In her 33 years in New York theatre, all as M.T.C.'s artistic director, Meadow has produced or directed more than 400 New York and world premieres. Three productions — Beth Henley's Crimes of the Heart, August Wilson's The Piano Lesson and David Auburn's Proof — have won Pulitzer Prizes. Frankie and Johnny in the Clair de Lune started at her theatre. So did Ain't Misbehavin', Terrence McNally's Love! Valour! Compassion! and Charles Busch's The Tale of the Allergist's Wife. So it's no surprise that Christine Baranski, herself an M.T.C. veteran, once called Meadow "La Mère of Midtown."

All in all, not bad for a young director from Bryn Mawr College and the Yale School of Drama who, with little experience, was hired in 1972 to run M.T.C. At that time it was a small theatre company in the former Bohemian Benevolent Society headquarters at 321 East 73rd Street. Meadow grew up in New Haven and was attracted to the theatre at an early age. "My mother was very influential," she recalls. "She used to work with amateur theatre groups at our temple.
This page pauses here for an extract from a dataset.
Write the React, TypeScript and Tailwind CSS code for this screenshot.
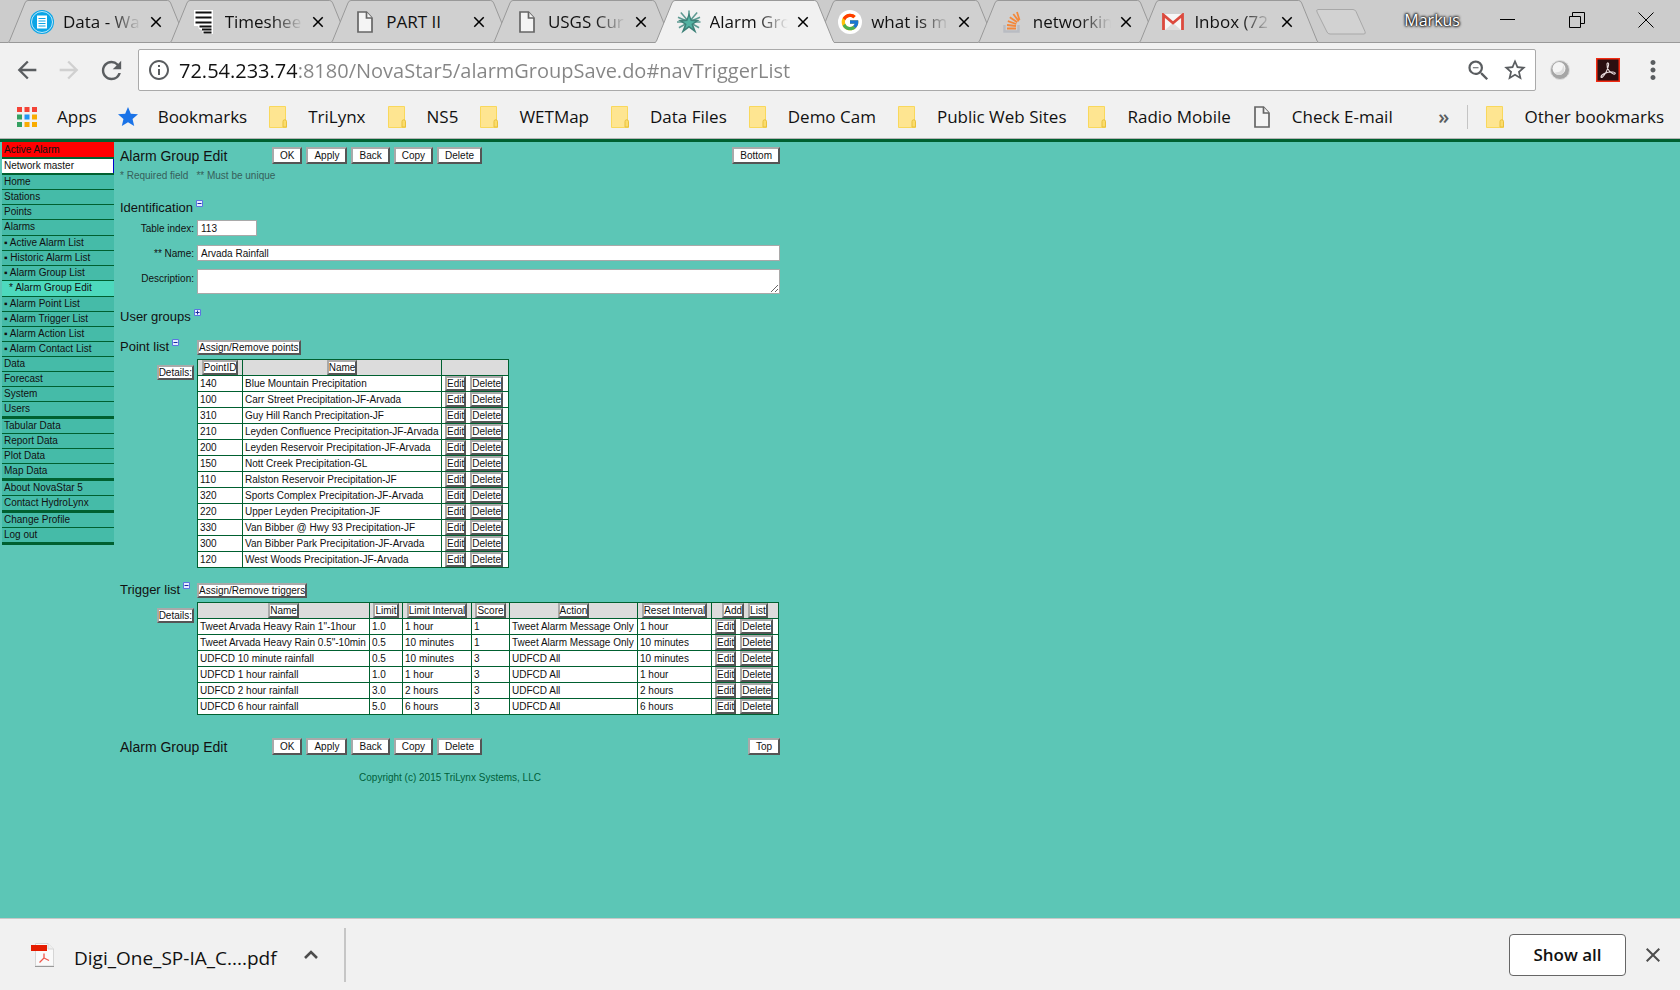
import type { ReactNode } from 'react';
import { FcGoogle } from 'react-icons/fc';
import { MdArrowBack, MdArrowForward, MdClose, MdInfoOutline, MdMoreVert, MdRefresh, MdStar, MdStarBorder, MdZoomOut } from 'react-icons/md';

/* ---------- Icons ---------- */

function FileIcon() {
  return (
    <svg width="18" height="24" viewBox="0 0 18 24" fill="#f4f4f4" stroke="#666" strokeWidth="1.700">
      <path d="M2 2h8.500L16 8v14H2z" />
      <path d="M10.500 2v6H16" />
    </svg>
  );
}

function FolderIcon() {
  return (
    <svg width="18" height="22" viewBox="0 0 18 22">
      <path d="M.5.5h16V15l1 1v5.500H.5z" fill="#fee591" stroke="#f9d85c" />
      <path d="M14 21v-5.500a1.700 1.700 0 0 1 3.500 0V21z" fill="#fbdc6c" stroke="#e9c13c" />
    </svg>
  );
}

function DataIcon() {
  return (
    <svg width="24" height="24" viewBox="0 0 24 24">
      <circle cx="12" cy="12" r="12" fill="#0ba5e6" />
      <circle cx="12" cy="12" r="10.500" fill="none" stroke="#bfe8fa" />
      <rect x="7" y="5.500" width="10" height="13" fill="#fff" />
      <path d="M8.500 8.500h7M8.500 11h7M8.500 13.500h7M8.500 16h7" stroke="#0ba5e6" />
    </svg>
  );
}

function TimesheetIcon() {
  return (
    <svg width="20" height="24" viewBox="0 0 20 24">
      <path d="M0 0h19v24H9l-1-4-3-1-1-3H0z" fill="#fff" />
      <path d="M1.500 2.500h16M1.500 7.500h16M1.500 12.500h16M5.500 16.500h12M8 19.500h9.500M9.500 22.500h8" stroke="#111" strokeWidth="2" />
    </svg>
  );
}

function NovaStarIcon() {
  return (
    <svg width="25" height="24" viewBox="0 0 25 24">
      <path d="M12.500 12 4 2M12.500 12 21 2M12.500 12 1 7M12.500 12 24 7M12.500 12H0M12.500 12h12M12.500 12 2 18M12.500 12l10.500 6M12.500 12V0" stroke="#5d9a92" strokeWidth="1.600" />
      <path d="m12.500 2 2.600 7.500 8.500.5-6.800 4.500 3.700 9.500-8-6-8 6 3.700-9.500L1 10l8.900-.5z" fill="#3d8178" />
      <path d="m12.500 6 1.700 5 4.800.5-4 2.500 1.500 5-4-3-4 3 1.500-5-4-2.500 4.800-.5z" fill="#54b3a3" />
    </svg>
  );
}

function GoogleIcon() {
  return (
    <span className="flex size-6 items-center justify-center rounded-full bg-white">
      <FcGoogle size={20} />
    </span>
  );
}

function StackIcon() {
  return (
    <svg width="18" height="22" viewBox="0 0 18 22" fill="none">
      <path d="M1.500 14v6.500h14V14" stroke="#b9bcc2" strokeWidth="2.400" />
      <path d="M4 17.500h9M4 14l9 1M4.800 10.200l8.500 2.800M6.800 6.200l7.400 5M10.300 3l5.500 7.200M14 1l2.500 8" stroke="#f4883a" strokeWidth="1.800" />
    </svg>
  );
}

function GmailIcon() {
  return (
    <svg width="22" height="18" viewBox="0 0 22 18">
      <path d="M1 1h20v16H1z" fill="#f6f6f6" />
      <path d="m3 17 8-7 8 7z" fill="#dedede" />
      <path d="M1.500 17V2l9.500 8 9.500-8v15" fill="none" stroke="#dc4a3e" strokeWidth="2.800" />
    </svg>
  );
}

function AppsIcon() {
  const colors = ['#f44336', '#f44336', '#f44336', '#34a061', '#2196f3', '#f9ab00', '#34a061', '#f9ab00', '#f9ab00'];
  return (
    <svg width="20" height="20" viewBox="0 0 20 20">
      {colors.map((fill, i) => (
        <rect key={i} x={(i % 3) * 7.5} y={Math.floor(i / 3) * 7.5} width="5" height="5" fill={fill} />
      ))}
    </svg>
  );
}

function AcrobatIcon() {
  return (
    <svg width="24" height="24" viewBox="0 0 24 24">
      <rect x=".75" y=".75" width="22.500" height="22.500" fill="#2a0f10" stroke="#f22a12" strokeWidth="1.500" />
      <path d="M5 19c0-2.500 6-5.500 12-5 3.500.5 2.500 2.500.5 2-3-1-7-5-6.500-10 .3-1.800 2-1.300 1.600 1C12 11 9 17 6.500 19c-.8.600-1.500.500-1.500 0z" fill="none" stroke="#e8dcdc" strokeWidth="1.100" />
    </svg>
  );
}

function PdfIcon() {
  return (
    <svg width="24" height="24" viewBox="0 0 24 24">
      <path d="M4.500.5H17l5.500 5.500v17h-18z" fill="#fafafa" stroke="#d6d6d6" />
      <path d="M17 .5V6h5.500" fill="#eee" stroke="#d6d6d6" />
      <path d="M4 23.500h19" stroke="#999" />
      <path d="M0 2h16v6H0z" fill="#e51c00" />
      <path d="M13 10.500v4.500l-4.500 4.500M13 15l5 2.500" fill="none" stroke="#f0564a" strokeWidth="1.300" />
    </svg>
  );
}

/* ---------- Browser frame ---------- */

interface Tab {
  title: string;
  icon: ReactNode;
  active?: boolean;
}

const tabs: Tab[] = [
  { title: 'Data - Wa', icon: <DataIcon /> },
  { title: 'Timeshee', icon: <TimesheetIcon /> },
  { title: 'PART II', icon: <FileIcon /> },
  { title: 'USGS Cur', icon: <FileIcon /> },
  { title: 'Alarm Gro', icon: <NovaStarIcon />, active: true },
  { title: 'what is m', icon: <GoogleIcon /> },
  { title: 'networkin', icon: <StackIcon /> },
  { title: 'Inbox (72', icon: <GmailIcon /> },
];

function TabStrip() {
  return (
    <div className="flex h-[43px] items-end border-b border-[#999] bg-[#cccccc] pl-2">
      <div className="flex max-w-[1293px] flex-1">
        {tabs.map((tab) => (
          <div
            key={tab.title}
            className={`relative -mb-px -mr-[18px] flex h-[43px] flex-1 items-center pl-[22px] ${tab.active ? 'z-10' : ''}`}
          >
            <svg className="absolute inset-0 h-full w-full" viewBox="0 0 180 43" preserveAspectRatio="none">
              <path
                d="M0 42.500 1.500 41 17 3Q18 .5 20 .5H160Q162 .5 163 3L178.500 41 180 42.500"
                fill={tab.active ? '#f1f1f1' : '#d0d0d0'}
                stroke="#999"
              />
              <path d="M1 42.500h178" stroke={tab.active ? '#f1f1f1' : '#999'} />
            </svg>
            <span className="relative flex w-6 justify-center">{tab.icon}</span>
            <button
              className={`relative ml-[9px] w-[78px] whitespace-nowrap text-left text-[17px] ${
                tab.title === 'PART II' ? '' : '[mask-image:linear-gradient(to_right,black_60%,transparent)]'
              }`}
            >
              {tab.title}
            </button>
            <button aria-label={`Close ${tab.title}`} className="relative ml-[6px] text-black">
              <MdClose size={18} />
            </button>
          </div>
        ))}
      </div>
      <button aria-label="New tab" className="mb-[7px] ml-[14px]">
        <svg width="52" height="26" viewBox="0 0 52 26">
          <path d="M3 .5h35q2 0 3 2l9 20q1 2.500-1 2.500H15q-2 0-3-2L2 3Q1 .5 3 .5z" fill="#d2d2d2" stroke="#a8a8a8" />
        </svg>
      </button>
      <div className="ml-auto flex items-center self-start pt-2 text-black">
        <span className="mr-10 text-[16px] leading-6 text-white [text-shadow:0_0_3px_#000,0_0_3px_#000,0_0_2px_#000]">Markus</span>
        <button aria-label="Minimize" className="mr-[53px]">
          <svg width="16" height="16" viewBox="0 0 16 16"><path d="M0 7.500h15" stroke="#000" /></svg>
        </button>
        <button aria-label="Restore" className="mr-[53px]">
          <svg width="16" height="16" viewBox="0 0 16 16" fill="none" stroke="#000"><path d="M.5 4.500h11v11H.5zM3.500 4V.5h12v11H12" /></svg>
        </button>
        <button aria-label="Close window" className="mr-[26px]">
          <svg width="16" height="16" viewBox="0 0 16 16" stroke="#000"><path d="m.5.5 15 15M15.500.5l-15 15" /></svg>
        </button>
      </div>
    </div>
  );
}

function Toolbar() {
  return (
    <div className="flex items-center pt-[6px] text-[#5a5d60]">
      <button aria-label="Back" className="ml-[13px]"><MdArrowBack size={28} /></button>
      <button aria-label="Forward" className="ml-[14px] text-[#d0d0d0]"><MdArrowForward size={28} /></button>
      <button aria-label="Reload" className="ml-[14px]"><MdRefresh size={29} /></button>
      <div className="ml-3 flex h-[42px] flex-1 items-center rounded-[2px] border border-[#aaa] bg-white pl-[8px] pr-[7px]">
        <MdInfoOutline size={24} />
        <input
          aria-label="Address"
          defaultValue="72.54.233.74:8180/NovaStar5/alarmGroupSave.do#navTriggerList"
          className="ml-2 h-9 flex-1 bg-[linear-gradient(to_right,#111_118px,#858585_118px)] bg-clip-text pt-px text-[20px] text-transparent outline-none"
        />
        <button aria-label="Zoom" className="mr-[10px]"><MdZoomOut size={27} /></button>
        <button aria-label="Bookmark this page"><MdStarBorder size={26} /></button>
      </div>
      <button aria-label="Extension" className="ml-[14px]">
        <svg width="20" height="20" viewBox="0 0 20 20">
          <circle cx="10" cy="10" r="9.500" fill="#a6a6a6" stroke="#ddd" />
          <circle cx="9" cy="8.500" r="6.500" fill="#f5f5f5" />
          <path d="M5 12c5 1 8-2 8-7 3 4 1 10-4 10-2 0-3-1-4-3z" fill="#ddd" />
        </svg>
      </button>
      <button aria-label="Adobe Acrobat" className="ml-[26px]"><AcrobatIcon /></button>
      <button aria-label="Menu" className="ml-[18px] mr-3"><MdMoreVert size={30} /></button>
    </div>
  );
}

const folders = ['TriLynx', 'NS5', 'WETMap', 'Data Files', 'Demo Cam', 'Public Web Sites', 'Radio Mobile'];

function BookmarksBar() {
  return (
    <div className="flex h-[48px] items-center gap-[22px] whitespace-nowrap border-b border-[#b4b4b4] pl-[17px] pr-[16px] pt-1 text-[17px]">
      <a href="#apps" className="flex items-center gap-[20px]"><AppsIcon />Apps</a>
      <a href="#bookmarks" className="-ml-[3px] flex items-center gap-[18px]">
        <MdStar size={24} color="#1a73e8" />
        Bookmarks
      </a>
      {folders.map((name) => (
        <a key={name} href="#folder" className="flex items-center gap-[21px]">
          <FolderIcon />
          {name}
        </a>
      ))}
      <a href="#mail" className="flex items-center gap-[21px]"><FileIcon />Check E-mail</a>
      <button aria-label="More bookmarks" className="ml-auto -mr-1 text-[20px] font-semibold text-[#5a5d60]">»</button>
      <a href="#other" className="flex h-6 items-center gap-[20px] border-l border-[#c4c4c4] pl-[18px]">
        <FolderIcon />
        Other bookmarks
      </a>
    </div>
  );
}

function DownloadBar() {
  return (
    <footer className="flex h-[72px] items-center border-t border-[#c8c8c8] bg-[#f1f1f1] pl-[31px] pr-[15px]">
      <PdfIcon />
      <span className="ml-[19px] pt-2 text-[19px]">Digi_One_SP-IA_C....pdf</span>
      <button aria-label="Download options" className="ml-[27px]">
        <svg width="14" height="9" viewBox="0 0 14 9" fill="none" stroke="#4d4d4d" strokeWidth="2.600"><path d="m1 8 6-6 6 6" /></svg>
      </button>
      <div className="ml-[26px] h-[54px] w-[2px] bg-[#c6c6c6]" />
      <button className="ml-auto h-[42px] w-[117px] rounded-[4px] border border-[#666] bg-white text-[17px] font-semibold">Show all</button>
      <button aria-label="Close downloads" className="ml-[15px] text-[#4d4d4d]"><MdClose size={24} /></button>
    </footer>
  );
}

/* ---------- NovaStar page ---------- */

interface NavItem {
  label: string;
  kind?: 'sub' | 'current';
  tall?: boolean;
  last?: boolean;
}

const navItems: NavItem[] = [
  { label: 'Home' },
  { label: 'Stations' },
  { label: 'Points' },
  { label: 'Alarms', tall: true },
  { label: 'Active Alarm List', kind: 'sub' },
  { label: 'Historic Alarm List', kind: 'sub' },
  { label: 'Alarm Group List', kind: 'sub' },
  { label: 'Alarm Group Edit', kind: 'current', tall: true },
  { label: 'Alarm Point List', kind: 'sub' },
  { label: 'Alarm Trigger List', kind: 'sub' },
  { label: 'Alarm Action List', kind: 'sub' },
  { label: 'Alarm Contact List', kind: 'sub' },
  { label: 'Data' },
  { label: 'Forecast' },
  { label: 'System' },
  { label: 'Users', last: true },
  { label: 'Tabular Data' },
  { label: 'Report Data' },
  { label: 'Plot Data' },
  { label: 'Map Data', last: true },
  { label: 'About NovaStar 5' },
  { label: 'Contact HydroLynx', last: true },
  { label: 'Change Profile' },
  { label: 'Log out', last: true },
];

function Sidebar() {
  return (
    <nav className="ml-[2px] flex w-[112px] shrink-0 flex-col text-[10px] leading-[14px]">
      <a href="#active" className="border-b-2 border-[#006030] bg-[#ff0000] pl-[2px] pt-px">Active Alarm</a>
      <a href="#network" className="border-b-2 border-[#006030] bg-white pl-[2px]">
        <span className="block border-r border-[#0000cc]">Network master</span>
      </a>
      {navItems.map((item) => (
        <a
          key={item.label}
          href="#nav"
          className={`border-[#006030] ${item.tall ? 'pb-px' : ''} ${item.last ? 'border-b-[3px]' : 'border-b'} ${
            item.kind === 'current' ? 'bg-[#4dd9bd] pl-[7px]' : 'bg-[#45bba8] pl-[2px]'
          }`}
        >
          {item.kind === 'sub' && '▪ '}
          {item.kind === 'current' && '* '}
          {item.label}
        </a>
      ))}
    </nav>
  );
}

function BigButton({ children }: { children: ReactNode }) {
  return (
    <button className="h-[17px] border-2 border-t-[#a9a9a9] border-l-[#a9a9a9] border-r-[#555] border-b-[#555] bg-white px-[6px] text-[10px] leading-[13px]">
      {children}
    </button>
  );
}

function SmallButton({ children }: { children: ReactNode }) {
  return (
    <button className="h-[15px] whitespace-nowrap border-2 border-t-[#a9a9a9] border-l-[#a9a9a9] border-r-[#555] border-b-[#555] bg-white text-[10px] leading-[11px]">
      {children}
    </button>
  );
}

function ActionRow({ jump }: { jump: string }) {
  return (
    <div className="flex h-[17px] items-center gap-1">
      <h1 className="w-[148px] text-[14px] leading-4">Alarm Group Edit</h1>
      <BigButton>OK</BigButton>
      <BigButton>Apply</BigButton>
      <BigButton>Back</BigButton>
      <BigButton>Copy</BigButton>
      <BigButton>Delete</BigButton>
      <div className="ml-auto flex">
        <BigButton>{jump}</BigButton>
      </div>
    </div>
  );
}

function SectionTitle({ title, open = true }: { title: string; open?: boolean }) {
  return (
    <h2 className="flex items-start gap-[3px] whitespace-nowrap text-[13px] leading-[17px]">
      {title}
      <button aria-label={`Toggle ${title}`} className="pt-px">
        <svg width="7" height="7" viewBox="0 0 7 7">
          <path d="M.5.5h6v6h-6z" fill="#e6ebff" stroke="#5b74e0" />
          <path d={open ? 'M1.500 3.500h4' : 'M1.500 3.500h4M3.500 1.500v4'} stroke="#1a2fa0" />
        </svg>
      </button>
    </h2>
  );
}

const points = [
  ['140', 'Blue Mountain Precipitation'],
  ['100', 'Carr Street Precipitation-JF-Arvada'],
  ['310', 'Guy Hill Ranch Precipitation-JF'],
  ['210', 'Leyden Confluence Precipitation-JF-Arvada'],
  ['200', 'Leyden Reservoir Precipitation-JF-Arvada'],
  ['150', 'Nott Creek Precipitation-GL'],
  ['110', 'Ralston Reservoir Precipitation-JF'],
  ['320', 'Sports Complex Precipitation-JF-Arvada'],
  ['220', 'Upper Leyden Precipitation-JF'],
  ['330', 'Van Bibber @ Hwy 93 Precipitation-JF'],
  ['300', 'Van Bibber Park Precipitation-JF-Arvada'],
  ['120', 'West Woods Precipitation-JF-Arvada'],
];

const triggers = [
  ['Tweet Arvada Heavy Rain 1"-1hour', '1.0', '1 hour', '1', 'Tweet Alarm Message Only', '1 hour'],
  ['Tweet Arvada Heavy Rain 0.5"-10min', '0.5', '10 minutes', '1', 'Tweet Alarm Message Only', '10 minutes'],
  ['UDFCD 10 minute rainfall', '0.5', '10 minutes', '3', 'UDFCD All', '10 minutes'],
  ['UDFCD 1 hour rainfall', '1.0', '1 hour', '3', 'UDFCD All', '1 hour'],
  ['UDFCD 2 hour rainfall', '3.0', '2 hours', '3', 'UDFCD All', '2 hours'],
  ['UDFCD 6 hour rainfall', '5.0', '6 hours', '3', 'UDFCD All', '6 hours'],
];

interface DataTableProps {
  columns: string[];
  widths: string[];
  rows: string[][];
  extra?: ReactNode;
}

function DataTable({ columns, widths, rows, extra }: DataTableProps) {
  return (
    <table className="table-fixed border-collapse bg-white text-[10px] leading-[13px]">
      <colgroup>
        {widths.map((w, i) => (
          <col key={i} className={w} />
        ))}
      </colgroup>
      <thead>
        <tr className="h-4 bg-[#dcdcdc]">
          {columns.map((c) => (
            <th key={c} className="border border-[#006030] p-0 font-normal">
              <div className="flex justify-center">
                <SmallButton>{c}</SmallButton>
              </div>
            </th>
          ))}
          <th className="border border-[#006030] p-0 font-normal">
            <div className="flex justify-center gap-1">{extra}</div>
          </th>
        </tr>
      </thead>
      <tbody>
        {rows.map((row) => (
          <tr key={row[0]} className="h-4">
            {row.map((cell, i) => (
              <td key={i} className="whitespace-nowrap border border-[#006030] p-0 pl-[2px]">{cell}</td>
            ))}
            <td className="border border-[#006030] p-0 pl-[3px]">
              <div className="flex gap-1">
                <SmallButton>Edit</SmallButton>
                <SmallButton>Delete</SmallButton>
              </div>
            </td>
          </tr>
        ))}
      </tbody>
    </table>
  );
}

function ListSection({ title, assign, children }: { title: string; assign: string; children: ReactNode }) {
  return (
    <section className="mt-[13px]">
      <div className="flex items-end">
        <div className="w-[77px]">
          <SectionTitle title={title} />
        </div>
        <SmallButton>{assign}</SmallButton>
      </div>
      <div className="mt-1 flex items-start">
        <div className="flex w-[77px] justify-end pr-[3px] pt-[6px]">
          <SmallButton>Details:</SmallButton>
        </div>
        {children}
      </div>
    </section>
  );
}

function AlarmGroupEdit() {
  return (
    <div className="ml-[6px] w-full max-w-[660px] pt-[5px] text-[10px]">
      <ActionRow jump="Bottom" />
      <p className="mt-[5px] flex gap-2 leading-[14px] text-[#35605a]">
        <span>* Required field</span>
        <span>** Must be unique</span>
      </p>

      <section className="mt-4">
        <SectionTitle title="Identification" />
        <div className="mt-1 flex items-center">
          <label htmlFor="tableIndex" className="w-[77px] pr-[3px] text-right">Table index:</label>
          <input id="tableIndex" defaultValue="113" className="h-4 w-[60px] border border-[#a9a9a9] bg-white pl-[3px] outline-none" />
        </div>
        <div className="mt-[9px] flex items-center">
          <label htmlFor="name" className="w-[77px] pr-[3px] text-right">** Name:</label>
          <input id="name" defaultValue="Arvada Rainfall" className="h-4 flex-1 border border-[#a9a9a9] bg-white pl-[3px] outline-none" />
        </div>
        <div className="mt-2 flex items-start">
          <label htmlFor="description" className="w-[77px] pr-[3px] pt-[2px] text-right">Description:</label>
          <textarea id="description" className="h-[25px] flex-1 resize border border-[#a9a9a9] bg-white outline-none" />
        </div>
      </section>

      <section className="mt-[14px]">
        <SectionTitle title="User groups" open={false} />
      </section>

      <ListSection title="Point list" assign="Assign/Remove points">
        <DataTable columns={['PointID', 'Name']} widths={['w-[45px]', 'w-[199px]', 'w-[67px]']} rows={points} />
      </ListSection>

      <ListSection title="Trigger list" assign="Assign/Remove triggers">
        <DataTable
          columns={['Name', 'Limit', 'Limit Interval', 'Score', 'Action', 'Reset Interval']}
          widths={['w-[172px]', 'w-[33px]', 'w-[69px]', 'w-[38px]', 'w-[128px]', 'w-[74px]', 'w-[67px]']}
          rows={triggers}
          extra={
            <>
              <SmallButton>Add</SmallButton>
              <SmallButton>List</SmallButton>
            </>
          }
        />
      </ListSection>

      <div className="mt-[23px]">
        <ActionRow jump="Top" />
      </div>
      <p className="mt-4 text-center leading-[14px] text-[#00603a]">Copyright (c) 2015 TriLynx Systems, LLC</p>
    </div>
  );
}

export default function App() {
  return (
    <div className="flex min-h-screen flex-col bg-[#5cc6b6] font-['Open_Sans',sans-serif] text-[#111]">
      <header className="bg-[#f1f1f1]">
        <TabStrip />
        <Toolbar />
        <BookmarksBar />
      </header>
      <main className="flex flex-1 items-start border-t-[3px] border-[#006030] font-['Liberation_Sans',Arial,sans-serif]">
        <Sidebar />
        <AlarmGroupEdit />
      </main>
      <DownloadBar />
    </div>
  );
}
Something happened very early to me when I watched my mom acting in the basement of Temple Mishkan Israel. I thought, ‘This is for me.' But the real cementing thing was that when I was 12 my mother and I appeared in a musical written by Richard Maltby and David Shire at the Yale Dramat, the undergraduate theatre. It was called Grand Tour and starred Gretchen Cryer and Austin Pendleton. Richard went on to direct Ain't Misbehavin' with us."

After Yale, Meadow came to New York, and the artistic directorship of M.T.C. was almost her first New York job. "It was not a time when a lot of women directors were being hired. I probably instinctively had a sense that the only way I would get to direct would be to have the power to hire myself."

Meadow and M.T.C.'s executive director Barry Grove, who has been her partner for 30 years, oversaw their company's move in the mid-1980's to two ceaselessly inventive theatres at City Center. Last year, M.T.C. landed on Broadway with its third and newest stage, the completely restored Biltmore Theatre.

"We really were bursting at the seams at City Center. Barry felt strongly that we needed to work in a larger venue. I credit Barry with saying that this is something that's got to be done."

The most invigorating thing about her job, she says, is the future — "the possibility of something new, of working with new writers, new actors, new forms. I'm still seduced by the magic of the theatre. I am fascinated by the idea that you can make anything happen on a stage. It's a place of infinite imagination."